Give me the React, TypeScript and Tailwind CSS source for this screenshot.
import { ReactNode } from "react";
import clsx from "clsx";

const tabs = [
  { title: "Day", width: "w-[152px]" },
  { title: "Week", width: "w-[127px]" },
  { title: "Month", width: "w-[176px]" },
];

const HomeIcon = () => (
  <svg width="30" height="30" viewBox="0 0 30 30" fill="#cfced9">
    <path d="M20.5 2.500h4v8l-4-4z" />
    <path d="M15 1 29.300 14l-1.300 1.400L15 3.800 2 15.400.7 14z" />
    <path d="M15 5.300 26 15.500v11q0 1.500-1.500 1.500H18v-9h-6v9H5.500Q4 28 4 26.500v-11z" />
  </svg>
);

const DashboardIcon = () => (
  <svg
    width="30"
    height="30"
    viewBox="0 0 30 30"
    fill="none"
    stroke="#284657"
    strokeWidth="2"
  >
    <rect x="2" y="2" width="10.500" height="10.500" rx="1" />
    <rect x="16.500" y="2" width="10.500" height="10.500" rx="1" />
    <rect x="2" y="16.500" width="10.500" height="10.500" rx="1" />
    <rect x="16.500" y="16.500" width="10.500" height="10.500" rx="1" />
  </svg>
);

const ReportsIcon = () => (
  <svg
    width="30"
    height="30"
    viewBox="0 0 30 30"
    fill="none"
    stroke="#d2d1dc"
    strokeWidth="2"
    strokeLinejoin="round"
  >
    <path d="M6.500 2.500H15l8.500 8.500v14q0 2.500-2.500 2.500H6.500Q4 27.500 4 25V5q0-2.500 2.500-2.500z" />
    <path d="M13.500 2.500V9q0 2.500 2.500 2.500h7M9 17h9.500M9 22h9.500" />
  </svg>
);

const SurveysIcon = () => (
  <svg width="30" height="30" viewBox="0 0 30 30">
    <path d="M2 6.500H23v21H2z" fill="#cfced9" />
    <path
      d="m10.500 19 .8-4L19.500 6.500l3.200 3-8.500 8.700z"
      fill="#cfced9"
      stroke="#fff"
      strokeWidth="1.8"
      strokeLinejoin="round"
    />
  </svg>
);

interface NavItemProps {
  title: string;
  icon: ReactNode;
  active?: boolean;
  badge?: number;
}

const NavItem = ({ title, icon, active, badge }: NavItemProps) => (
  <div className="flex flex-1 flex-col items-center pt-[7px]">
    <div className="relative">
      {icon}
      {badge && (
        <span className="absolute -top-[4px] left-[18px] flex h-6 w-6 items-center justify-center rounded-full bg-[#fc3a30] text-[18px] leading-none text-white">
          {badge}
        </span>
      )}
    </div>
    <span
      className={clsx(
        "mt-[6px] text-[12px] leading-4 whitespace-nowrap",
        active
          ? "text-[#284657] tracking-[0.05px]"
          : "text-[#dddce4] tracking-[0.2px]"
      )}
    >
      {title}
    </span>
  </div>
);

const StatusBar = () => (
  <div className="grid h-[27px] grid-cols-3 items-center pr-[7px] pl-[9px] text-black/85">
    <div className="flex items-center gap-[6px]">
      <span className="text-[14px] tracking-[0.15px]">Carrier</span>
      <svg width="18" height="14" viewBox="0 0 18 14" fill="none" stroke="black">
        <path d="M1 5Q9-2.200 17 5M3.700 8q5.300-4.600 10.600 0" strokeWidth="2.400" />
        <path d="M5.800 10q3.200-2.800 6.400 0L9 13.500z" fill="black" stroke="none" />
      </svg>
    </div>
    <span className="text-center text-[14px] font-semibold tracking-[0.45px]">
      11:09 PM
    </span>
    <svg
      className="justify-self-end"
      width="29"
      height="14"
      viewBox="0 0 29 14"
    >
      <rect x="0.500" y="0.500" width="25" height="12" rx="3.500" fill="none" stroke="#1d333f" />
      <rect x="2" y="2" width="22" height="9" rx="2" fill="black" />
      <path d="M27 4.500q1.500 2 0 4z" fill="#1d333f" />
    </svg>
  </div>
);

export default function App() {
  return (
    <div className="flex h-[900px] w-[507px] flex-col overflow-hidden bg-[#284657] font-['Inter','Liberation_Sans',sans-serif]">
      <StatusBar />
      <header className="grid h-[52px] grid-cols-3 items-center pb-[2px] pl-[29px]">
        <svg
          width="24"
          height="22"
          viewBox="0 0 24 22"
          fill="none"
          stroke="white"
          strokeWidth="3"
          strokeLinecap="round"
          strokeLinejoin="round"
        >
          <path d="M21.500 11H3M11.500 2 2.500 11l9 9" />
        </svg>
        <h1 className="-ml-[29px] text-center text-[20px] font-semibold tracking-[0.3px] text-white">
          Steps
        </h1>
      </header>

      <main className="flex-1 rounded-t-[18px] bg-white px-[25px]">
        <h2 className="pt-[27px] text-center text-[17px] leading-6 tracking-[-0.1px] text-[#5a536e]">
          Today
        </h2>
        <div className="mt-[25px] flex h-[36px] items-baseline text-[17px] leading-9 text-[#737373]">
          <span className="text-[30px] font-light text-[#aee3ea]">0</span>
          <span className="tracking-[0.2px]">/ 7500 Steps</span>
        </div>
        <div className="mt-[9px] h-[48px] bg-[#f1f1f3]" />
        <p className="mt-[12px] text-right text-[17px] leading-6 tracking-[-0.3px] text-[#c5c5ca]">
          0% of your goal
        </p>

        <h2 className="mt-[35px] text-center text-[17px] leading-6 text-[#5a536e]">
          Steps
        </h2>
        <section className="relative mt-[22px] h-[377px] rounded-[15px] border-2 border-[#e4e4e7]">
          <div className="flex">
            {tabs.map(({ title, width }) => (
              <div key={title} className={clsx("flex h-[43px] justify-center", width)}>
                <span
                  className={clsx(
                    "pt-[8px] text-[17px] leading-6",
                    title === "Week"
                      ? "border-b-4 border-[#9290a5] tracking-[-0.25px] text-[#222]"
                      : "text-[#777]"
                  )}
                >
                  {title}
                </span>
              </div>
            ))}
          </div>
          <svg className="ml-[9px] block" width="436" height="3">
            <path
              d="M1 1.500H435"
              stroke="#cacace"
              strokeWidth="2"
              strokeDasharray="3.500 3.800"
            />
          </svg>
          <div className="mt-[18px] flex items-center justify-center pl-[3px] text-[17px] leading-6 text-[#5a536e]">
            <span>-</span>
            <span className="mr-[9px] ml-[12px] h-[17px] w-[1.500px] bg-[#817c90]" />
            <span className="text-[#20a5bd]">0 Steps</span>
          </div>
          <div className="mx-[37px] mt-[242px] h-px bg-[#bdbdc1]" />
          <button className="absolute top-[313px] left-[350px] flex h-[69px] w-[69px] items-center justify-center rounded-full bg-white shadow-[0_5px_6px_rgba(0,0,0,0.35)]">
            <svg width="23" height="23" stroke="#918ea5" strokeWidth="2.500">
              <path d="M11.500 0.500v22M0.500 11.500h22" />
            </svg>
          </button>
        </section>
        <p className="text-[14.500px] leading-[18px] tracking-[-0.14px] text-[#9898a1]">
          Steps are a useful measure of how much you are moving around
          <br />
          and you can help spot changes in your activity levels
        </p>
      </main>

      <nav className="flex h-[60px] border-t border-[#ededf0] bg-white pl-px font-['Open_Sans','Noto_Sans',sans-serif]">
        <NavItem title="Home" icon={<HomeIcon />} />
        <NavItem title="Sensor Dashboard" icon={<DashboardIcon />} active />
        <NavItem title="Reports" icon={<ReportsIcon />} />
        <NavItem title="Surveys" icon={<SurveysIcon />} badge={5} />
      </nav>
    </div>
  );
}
=-=-=-=-=
Write the material out again in its entirety, exactly as shown.

Give me the React, TypeScript and Tailwind CSS source for this screenshot.
import { ReactNode } from "react";
import clsx from "clsx";

const tabs = [
  { title: "Day", width: "w-[152px]" },
  { title: "Week", width: "w-[127px]" },
  { title: "Month", width: "w-[176px]" },
];

const HomeIcon = () => (
  <svg width="30" height="30" viewBox="0 0 30 30" fill="#cfced9">
    <path d="M20.5 2.500h4v8l-4-4z" />
    <path d="M15 1 29.300 14l-1.300 1.400L15 3.800 2 15.400.7 14z" />
    <path d="M15 5.300 26 15.500v11q0 1.500-1.500 1.500H18v-9h-6v9H5.500Q4 28 4 26.500v-11z" />
  </svg>
);

const DashboardIcon = () => (
  <svg
    width="30"
    height="30"
    viewBox="0 0 30 30"
    fill="none"
    stroke="#284657"
    strokeWidth="2"
  >
    <rect x="2" y="2" width="10.500" height="10.500" rx="1" />
    <rect x="16.500" y="2" width="10.500" height="10.500" rx="1" />
    <rect x="2" y="16.500" width="10.500" height="10.500" rx="1" />
    <rect x="16.500" y="16.500" width="10.500" height="10.500" rx="1" />
  </svg>
);

const ReportsIcon = () => (
  <svg
    width="30"
    height="30"
    viewBox="0 0 30 30"
    fill="none"
    stroke="#d2d1dc"
    strokeWidth="2"
    strokeLinejoin="round"
  >
    <path d="M6.500 2.500H15l8.500 8.500v14q0 2.500-2.500 2.500H6.500Q4 27.500 4 25V5q0-2.500 2.500-2.500z" />
    <path d="M13.500 2.500V9q0 2.500 2.500 2.500h7M9 17h9.500M9 22h9.500" />
  </svg>
);

const SurveysIcon = () => (
  <svg width="30" height="30" viewBox="0 0 30 30">
    <path d="M2 6.500H23v21H2z" fill="#cfced9" />
    <path
      d="m10.500 19 .8-4L19.500 6.500l3.200 3-8.500 8.700z"
      fill="#cfced9"
      stroke="#fff"
      strokeWidth="1.8"
      strokeLinejoin="round"
    />
  </svg>
);

interface NavItemProps {
  title: string;
  icon: ReactNode;
  active?: boolean;
  badge?: number;
}

const NavItem = ({ title, icon, active, badge }: NavItemProps) => (
  <div className="flex flex-1 flex-col items-center pt-[7px]">
    <div className="relative">
      {icon}
      {badge && (
        <span className="absolute -top-[4px] left-[18px] flex h-6 w-6 items-center justify-center rounded-full bg-[#fc3a30] text-[18px] leading-none text-white">
          {badge}
        </span>
      )}
    </div>
    <span
      className={clsx(
        "mt-[6px] text-[12px] leading-4 whitespace-nowrap",
        active
          ? "text-[#284657] tracking-[0.05px]"
          : "text-[#dddce4] tracking-[0.2px]"
      )}
    >
      {title}
    </span>
  </div>
);

const StatusBar = () => (
  <div className="grid h-[27px] grid-cols-3 items-center pr-[7px] pl-[9px] text-black/85">
    <div className="flex items-center gap-[6px]">
      <span className="text-[14px] tracking-[0.15px]">Carrier</span>
      <svg width="18" height="14" viewBox="0 0 18 14" fill="none" stroke="black">
        <path d="M1 5Q9-2.200 17 5M3.700 8q5.300-4.600 10.600 0" strokeWidth="2.400" />
        <path d="M5.800 10q3.200-2.800 6.400 0L9 13.500z" fill="black" stroke="none" />
      </svg>
    </div>
    <span className="text-center text-[14px] font-semibold tracking-[0.45px]">
      11:09 PM
    </span>
    <svg
      className="justify-self-end"
      width="29"
      height="14"
      viewBox="0 0 29 14"
    >
      <rect x="0.500" y="0.500" width="25" height="12" rx="3.500" fill="none" stroke="#1d333f" />
      <rect x="2" y="2" width="22" height="9" rx="2" fill="black" />
      <path d="M27 4.500q1.500 2 0 4z" fill="#1d333f" />
    </svg>
  </div>
);

export default function App() {
  return (
    <div className="flex h-[900px] w-[507px] flex-col overflow-hidden bg-[#284657] font-['Inter','Liberation_Sans',sans-serif]">
      <StatusBar />
      <header className="grid h-[52px] grid-cols-3 items-center pb-[2px] pl-[29px]">
        <svg
          width="24"
          height="22"
          viewBox="0 0 24 22"
          fill="none"
          stroke="white"
          strokeWidth="3"
          strokeLinecap="round"
          strokeLinejoin="round"
        >
          <path d="M21.500 11H3M11.500 2 2.500 11l9 9" />
        </svg>
        <h1 className="-ml-[29px] text-center text-[20px] font-semibold tracking-[0.3px] text-white">
          Steps
        </h1>
      </header>

      <main className="flex-1 rounded-t-[18px] bg-white px-[25px]">
        <h2 className="pt-[27px] text-center text-[17px] leading-6 tracking-[-0.1px] text-[#5a536e]">
          Today
        </h2>
        <div className="mt-[25px] flex h-[36px] items-baseline text-[17px] leading-9 text-[#737373]">
          <span className="text-[30px] font-light text-[#aee3ea]">0</span>
          <span className="tracking-[0.2px]">/ 7500 Steps</span>
        </div>
        <div className="mt-[9px] h-[48px] bg-[#f1f1f3]" />
        <p className="mt-[12px] text-right text-[17px] leading-6 tracking-[-0.3px] text-[#c5c5ca]">
          0% of your goal
        </p>

        <h2 className="mt-[35px] text-center text-[17px] leading-6 text-[#5a536e]">
          Steps
        </h2>
        <section className="relative mt-[22px] h-[377px] rounded-[15px] border-2 border-[#e4e4e7]">
          <div className="flex">
            {tabs.map(({ title, width }) => (
              <div key={title} className={clsx("flex h-[43px] justify-center", width)}>
                <span
                  className={clsx(
                    "pt-[8px] text-[17px] leading-6",
                    title === "Week"
                      ? "border-b-4 border-[#9290a5] tracking-[-0.25px] text-[#222]"
                      : "text-[#777]"
                  )}
                >
                  {title}
                </span>
              </div>
            ))}
          </div>
          <svg className="ml-[9px] block" width="436" height="3">
            <path
              d="M1 1.500H435"
              stroke="#cacace"
              strokeWidth="2"
              strokeDasharray="3.500 3.800"
            />
          </svg>
          <div className="mt-[18px] flex items-center justify-center pl-[3px] text-[17px] leading-6 text-[#5a536e]">
            <span>-</span>
            <span className="mr-[9px] ml-[12px] h-[17px] w-[1.500px] bg-[#817c90]" />
            <span className="text-[#20a5bd]">0 Steps</span>
          </div>
          <div className="mx-[37px] mt-[242px] h-px bg-[#bdbdc1]" />
          <button className="absolute top-[313px] left-[350px] flex h-[69px] w-[69px] items-center justify-center rounded-full bg-white shadow-[0_5px_6px_rgba(0,0,0,0.35)]">
            <svg width="23" height="23" stroke="#918ea5" strokeWidth="2.500">
              <path d="M11.500 0.500v22M0.500 11.500h22" />
            </svg>
          </button>
        </section>
        <p className="text-[14.500px] leading-[18px] tracking-[-0.14px] text-[#9898a1]">
          Steps are a useful measure of how much you are moving around
          <br />
          and you can help spot changes in your activity levels
        </p>
      </main>

      <nav className="flex h-[60px] border-t border-[#ededf0] bg-white pl-px font-['Open_Sans','Noto_Sans',sans-serif]">
        <NavItem title="Home" icon={<HomeIcon />} />
        <NavItem title="Sensor Dashboard" icon={<DashboardIcon />} active />
        <NavItem title="Reports" icon={<ReportsIcon />} />
        <NavItem title="Surveys" icon={<SurveysIcon />} badge={5} />
      </nav>
    </div>
  );
}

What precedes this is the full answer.